Material >>
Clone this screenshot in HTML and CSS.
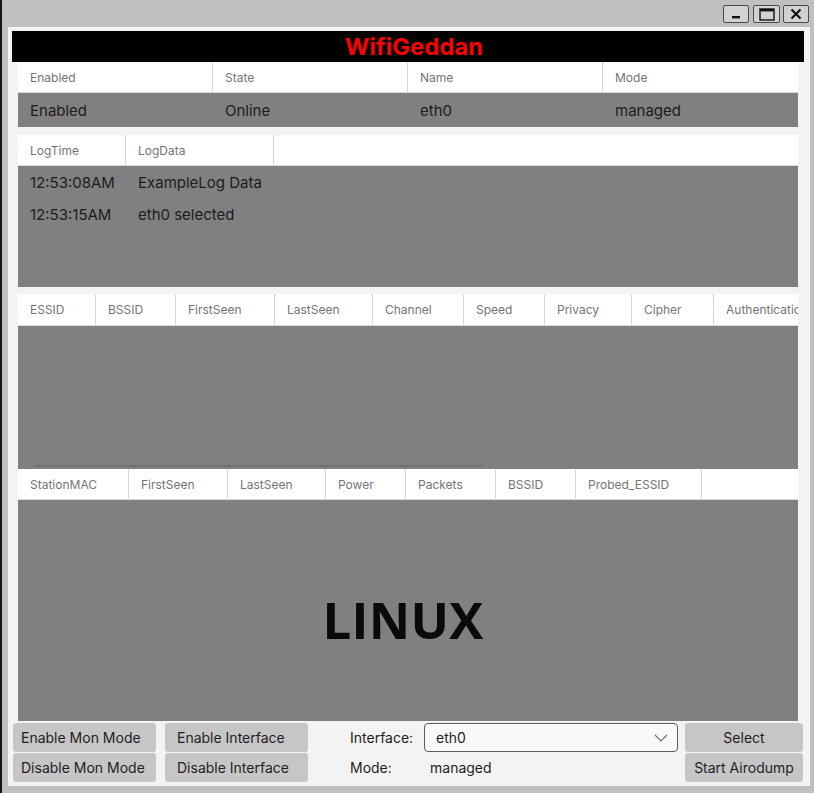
FILE: index.html
```html
<!DOCTYPE html>
<html lang="en">
<head>
<meta charset="utf-8">
<title>WifiGeddan</title>
<link rel="stylesheet" href="styles.css">
</head>
<body>
<div class="window">
  <div class="titlebar">
    <div class="wbtn wbtn-min"><svg width="10" height="4" viewBox="0 0 10 4"><rect x="1" y="1" width="8" height="2.4" fill="#111"/></svg></div>
    <div class="wbtn wbtn-max"><svg width="16" height="13" viewBox="0 0 16 13"><rect x="1" y="1" width="14" height="11" fill="none" stroke="#111" stroke-width="1.4"/><rect x="1" y="1" width="14" height="2.4" fill="#111"/></svg></div>
    <div class="wbtn wbtn-close"><svg width="12" height="12" viewBox="0 0 12 12"><path d="M1.5 1.5 L10.5 10.5 M10.5 1.5 L1.5 10.5" stroke="#111" stroke-width="2.2" fill="none"/></svg></div>
  </div>
  <div class="content">
    <div class="banner">WifiGeddan</div>

    <div class="table t-iface">
      <div class="thead">
        <div class="th">Enabled</div><div class="th">State</div><div class="th">Name</div><div class="th th-last">Mode</div>
      </div>
      <div class="tbody body-iface">
        <div class="tr">
          <div class="td">Enabled</div><div class="td">Online</div><div class="td">eth0</div><div class="td">managed</div>
        </div>
      </div>
    </div>

    <div class="table t-log">
      <div class="thead">
        <div class="th">LogTime</div><div class="th">LogData</div><div class="th th-last"></div>
      </div>
      <div class="tbody body-log">
        <div class="tr"><div class="td">12:53:08AM</div><div class="td">ExampleLog Data</div><div class="td"></div></div>
        <div class="tr"><div class="td">12:53:15AM</div><div class="td">eth0 selected</div><div class="td"></div></div>
      </div>
    </div>

    <div class="table t-ap">
      <div class="thead">
        <div class="th">ESSID</div><div class="th">BSSID</div><div class="th">FirstSeen</div><div class="th">LastSeen</div><div class="th">Channel</div><div class="th">Speed</div><div class="th">Privacy</div><div class="th">Cipher</div><div class="th th-last th-clip">Authentication</div>
      </div>
      <div class="tbody body-ap">
        <div class="hscroll"></div>
      </div>
    </div>

    <div class="table t-sta">
      <div class="thead">
        <div class="th">StationMAC</div><div class="th">FirstSeen</div><div class="th">LastSeen</div><div class="th">Power</div><div class="th">Packets</div><div class="th">BSSID</div><div class="th">Probed_ESSID</div><div class="th th-last"></div>
      </div>
      <div class="tbody body-sta">
        <div class="logo">LINUX</div>
      </div>
    </div>

    <div class="controls">
      <button class="btn btn-left c1">Enable Mon Mode</button>
      <button class="btn btn-left btn-pad c2">Enable Interface</button>
      <div class="label c3">Interface:</div>
      <div class="select c4"><span>eth0</span><svg width="14" height="8" viewBox="0 0 14 8"><path d="M1 1 L7 7 L13 1" fill="none" stroke="#6a6a6a" stroke-width="1.1"/></svg></div>
      <button class="btn c5">Select</button>

      <button class="btn btn-left c1">Disable Mon Mode</button>
      <button class="btn btn-left btn-pad c2">Disable Interface</button>
      <div class="label c3">Mode:</div>
      <div class="value c4">managed</div>
      <button class="btn c5">Start Airodump</button>
    </div>
  </div>
</div>
</body>
</html>
```
FILE: styles.css
```css
* { box-sizing: border-box; }
html, body { margin: 0; padding: 0; }
body {
  background: #0e1a0c;
  font-family: "Inter", "Noto Sans", sans-serif;
  width: 814px;
  height: 793px;
  overflow: hidden;
}
.window {
  margin-left: 2px;
  width: 812px;
  height: 793px;
  background: #c0c0c0;
  padding: 0 4px 7px 6px;
  display: flex;
  flex-direction: column;
}
.titlebar {
  height: 27px;
  display: flex;
  justify-content: flex-end;
  align-items: flex-start;
  padding-top: 5px;
  padding-right: 1px;
}
.wbtn {
  height: 18px;
  width: 26px;
  margin-left: 4px;
  background: #d2d2d2;
  border: 1px solid #4a4a4a;
  border-radius: 2px;
  display: flex;
  align-items: center;
  justify-content: center;
}
.wbtn-min { align-items: flex-end; padding-bottom: 3px; }
.wbtn-max { width: 27px; }
.wbtn-close { margin-left: 3px; }

.content {
  flex: 1;
  background: #f3f3f3;
  padding: 4px 6px 4px 4px;
  display: flex;
  flex-direction: column;
}
.banner {
  height: 31px;
  background: #000;
  color: #ff0000;
  font-weight: 700;
  font-size: 23.5px;
  display: flex;
  align-items: center;
  justify-content: center;
  padding-left: 12px;
  letter-spacing: 0.2px;
}
.table {
  margin: 0 6px;
  overflow: hidden;
}
.thead {
  display: grid;
  height: 31px;
  background: #fff;
  border-bottom: 1px solid #d8d8d8;
}
.th {
  display: flex;
  align-items: center;
  padding-left: 12px;
  font-size: 12px;
  color: #747474;
  border-right: 1px solid #d8d8d8;
  white-space: nowrap;
  overflow: hidden;
}
.th-last { border-right: none; }
.th-clip { padding-left: 12px; }
.tbody {
  background: #808080;
}
.tr {
  display: grid;
}
.td {
  display: flex;
  align-items: center;
  padding-left: 12px;
  font-size: 15px;
  color: #1c1c1c;
  white-space: nowrap;
}

.t-iface .thead, .t-iface .tr { grid-template-columns: 195px 195px 195px 1fr; }
.body-iface { height: 34px; }
.body-iface .tr { height: 34px; }

.t-log { margin-top: 8px; }
.t-log .thead, .t-log .tr { grid-template-columns: 108px 148px 1fr; }
.body-log { height: 121px; }
.body-log .tr { height: 32px; }

.t-ap { margin-top: 7px; }
.t-ap .thead { height: 32px; grid-template-columns: 78px 80px 99px 98px 91px 81px 87px 82px 84px; }
.body-ap {
  height: 143px;
  display: flex;
  align-items: flex-end;
  padding: 0 0 2px 16px;
}
.hscroll {
  width: 448px;
  height: 2px;
  background: #707070;
}

.t-sta .thead { grid-template-columns: 111px 99px 98px 80px 90px 80px 126px 1fr; }
.body-sta {
  height: 221px;
  display: flex;
  align-items: center;
  justify-content: center;
  padding: 16px 10px 0 0;
}
.logo {
  font-family: "Open Sans", "DejaVu Sans", sans-serif;
  font-weight: 700;
  font-size: 51px;
  color: #0a0a0a;
  letter-spacing: 0.3px;
  filter: blur(0.4px);
}

.controls {
  margin: 2px 1px 0 1px;
  display: grid;
  grid-template-columns: 143px 152px 116px 261px 118px;
  grid-auto-rows: 29px;
  row-gap: 1px;
}
.btn {
  font-family: inherit;
  font-size: 14px;
  color: #1e1e1e;
  background: #c6c6c6;
  border: none;
  border-radius: 3px;
  padding: 0;
  margin: 0;
  height: 29px;
  text-align: center;
}
.btn-left { text-align: left; padding-left: 8px; }
.btn-pad { padding-left: 12px; }
.c1 { width: 143px; }
.c2 { width: 143px; justify-self: end; }
.c3 { width: 74px; justify-self: end; }
.c4 { width: 254px; }
.c5 { width: 118px; }
.label, .value {
  font-size: 14px;
  color: #1e1e1e;
  display: flex;
  align-items: center;
}
.value { padding-left: 6px; }
.select {
  height: 29px;
  background: #f9f9f9;
  border: 1px solid #5c5c5c;
  border-radius: 4px;
  display: flex;
  align-items: center;
  justify-content: space-between;
  padding: 0 9px 0 11px;
  font-size: 14px;
  color: #1e1e1e;
}
```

Goal of the exercise >> Take the data above and repeat it exactly, leaving each picture out.

Written response >>
Clone this screenshot in HTML and CSS.
FILE: index.html
```html
<!DOCTYPE html>
<html lang="en">
<head>
<meta charset="utf-8">
<title>WifiGeddan</title>
<link rel="stylesheet" href="styles.css">
</head>
<body>
<div class="window">
  <div class="titlebar">
    <div class="wbtn wbtn-min"><svg width="10" height="4" viewBox="0 0 10 4"><rect x="1" y="1" width="8" height="2.4" fill="#111"/></svg></div>
    <div class="wbtn wbtn-max"><svg width="16" height="13" viewBox="0 0 16 13"><rect x="1" y="1" width="14" height="11" fill="none" stroke="#111" stroke-width="1.4"/><rect x="1" y="1" width="14" height="2.4" fill="#111"/></svg></div>
    <div class="wbtn wbtn-close"><svg width="12" height="12" viewBox="0 0 12 12"><path d="M1.5 1.5 L10.5 10.5 M10.5 1.5 L1.5 10.5" stroke="#111" stroke-width="2.2" fill="none"/></svg></div>
  </div>
  <div class="content">
    <div class="banner">WifiGeddan</div>

    <div class="table t-iface">
      <div class="thead">
        <div class="th">Enabled</div><div class="th">State</div><div class="th">Name</div><div class="th th-last">Mode</div>
      </div>
      <div class="tbody body-iface">
        <div class="tr">
          <div class="td">Enabled</div><div class="td">Online</div><div class="td">eth0</div><div class="td">managed</div>
        </div>
      </div>
    </div>

    <div class="table t-log">
      <div class="thead">
        <div class="th">LogTime</div><div class="th">LogData</div><div class="th th-last"></div>
      </div>
      <div class="tbody body-log">
        <div class="tr"><div class="td">12:53:08AM</div><div class="td">ExampleLog Data</div><div class="td"></div></div>
        <div class="tr"><div class="td">12:53:15AM</div><div class="td">eth0 selected</div><div class="td"></div></div>
      </div>
    </div>

    <div class="table t-ap">
      <div class="thead">
        <div class="th">ESSID</div><div class="th">BSSID</div><div class="th">FirstSeen</div><div class="th">LastSeen</div><div class="th">Channel</div><div class="th">Speed</div><div class="th">Privacy</div><div class="th">Cipher</div><div class="th th-last th-clip">Authentication</div>
      </div>
      <div class="tbody body-ap">
        <div class="hscroll"></div>
      </div>
    </div>

    <div class="table t-sta">
      <div class="thead">
        <div class="th">StationMAC</div><div class="th">FirstSeen</div><div class="th">LastSeen</div><div class="th">Power</div><div class="th">Packets</div><div class="th">BSSID</div><div class="th">Probed_ESSID</div><div class="th th-last"></div>
      </div>
      <div class="tbody body-sta">
        <div class="logo">LINUX</div>
      </div>
    </div>

    <div class="controls">
      <button class="btn btn-left c1">Enable Mon Mode</button>
      <button class="btn btn-left btn-pad c2">Enable Interface</button>
      <div class="label c3">Interface:</div>
      <div class="select c4"><span>eth0</span><svg width="14" height="8" viewBox="0 0 14 8"><path d="M1 1 L7 7 L13 1" fill="none" stroke="#6a6a6a" stroke-width="1.1"/></svg></div>
      <button class="btn c5">Select</button>

      <button class="btn btn-left c1">Disable Mon Mode</button>
      <button class="btn btn-left btn-pad c2">Disable Interface</button>
      <div class="label c3">Mode:</div>
      <div class="value c4">managed</div>
      <button class="btn c5">Start Airodump</button>
    </div>
  </div>
</div>
</body>
</html>
```
FILE: styles.css
```css
* { box-sizing: border-box; }
html, body { margin: 0; padding: 0; }
body {
  background: #0e1a0c;
  font-family: "Inter", "Noto Sans", sans-serif;
  width: 814px;
  height: 793px;
  overflow: hidden;
}
.window {
  margin-left: 2px;
  width: 812px;
  height: 793px;
  background: #c0c0c0;
  padding: 0 4px 7px 6px;
  display: flex;
  flex-direction: column;
}
.titlebar {
  height: 27px;
  display: flex;
  justify-content: flex-end;
  align-items: flex-start;
  padding-top: 5px;
  padding-right: 1px;
}
.wbtn {
  height: 18px;
  width: 26px;
  margin-left: 4px;
  background: #d2d2d2;
  border: 1px solid #4a4a4a;
  border-radius: 2px;
  display: flex;
  align-items: center;
  justify-content: center;
}
.wbtn-min { align-items: flex-end; padding-bottom: 3px; }
.wbtn-max { width: 27px; }
.wbtn-close { margin-left: 3px; }

.content {
  flex: 1;
  background: #f3f3f3;
  padding: 4px 6px 4px 4px;
  display: flex;
  flex-direction: column;
}
.banner {
  height: 31px;
  background: #000;
  color: #ff0000;
  font-weight: 700;
  font-size: 23.5px;
  display: flex;
  align-items: center;
  justify-content: center;
  padding-left: 12px;
  letter-spacing: 0.2px;
}
.table {
  margin: 0 6px;
  overflow: hidden;
}
.thead {
  display: grid;
  height: 31px;
  background: #fff;
  border-bottom: 1px solid #d8d8d8;
}
.th {
  display: flex;
  align-items: center;
  padding-left: 12px;
  font-size: 12px;
  color: #747474;
  border-right: 1px solid #d8d8d8;
  white-space: nowrap;
  overflow: hidden;
}
.th-last { border-right: none; }
.th-clip { padding-left: 12px; }
.tbody {
  background: #808080;
}
.tr {
  display: grid;
}
.td {
  display: flex;
  align-items: center;
  padding-left: 12px;
  font-size: 15px;
  color: #1c1c1c;
  white-space: nowrap;
}

.t-iface .thead, .t-iface .tr { grid-template-columns: 195px 195px 195px 1fr; }
.body-iface { height: 34px; }
.body-iface .tr { height: 34px; }

.t-log { margin-top: 8px; }
.t-log .thead, .t-log .tr { grid-template-columns: 108px 148px 1fr; }
.body-log { height: 121px; }
.body-log .tr { height: 32px; }

.t-ap { margin-top: 7px; }
.t-ap .thead { height: 32px; grid-template-columns: 78px 80px 99px 98px 91px 81px 87px 82px 84px; }
.body-ap {
  height: 143px;
  display: flex;
  align-items: flex-end;
  padding: 0 0 2px 16px;
}
.hscroll {
  width: 448px;
  height: 2px;
  background: #707070;
}

.t-sta .thead { grid-template-columns: 111px 99px 98px 80px 90px 80px 126px 1fr; }
.body-sta {
  height: 221px;
  display: flex;
  align-items: center;
  justify-content: center;
  padding: 16px 10px 0 0;
}
.logo {
  font-family: "Open Sans", "DejaVu Sans", sans-serif;
  font-weight: 700;
  font-size: 51px;
  color: #0a0a0a;
  letter-spacing: 0.3px;
  filter: blur(0.4px);
}

.controls {
  margin: 2px 1px 0 1px;
  display: grid;
  grid-template-columns: 143px 152px 116px 261px 118px;
  grid-auto-rows: 29px;
  row-gap: 1px;
}
.btn {
  font-family: inherit;
  font-size: 14px;
  color: #1e1e1e;
  background: #c6c6c6;
  border: none;
  border-radius: 3px;
  padding: 0;
  margin: 0;
  height: 29px;
  text-align: center;
}
.btn-left { text-align: left; padding-left: 8px; }
.btn-pad { padding-left: 12px; }
.c1 { width: 143px; }
.c2 { width: 143px; justify-self: end; }
.c3 { width: 74px; justify-self: end; }
.c4 { width: 254px; }
.c5 { width: 118px; }
.label, .value {
  font-size: 14px;
  color: #1e1e1e;
  display: flex;
  align-items: center;
}
.value { padding-left: 6px; }
.select {
  height: 29px;
  background: #f9f9f9;
  border: 1px solid #5c5c5c;
  border-radius: 4px;
  display: flex;
  align-items: center;
  justify-content: space-between;
  padding: 0 9px 0 11px;
  font-size: 14px;
  color: #1e1e1e;
}
```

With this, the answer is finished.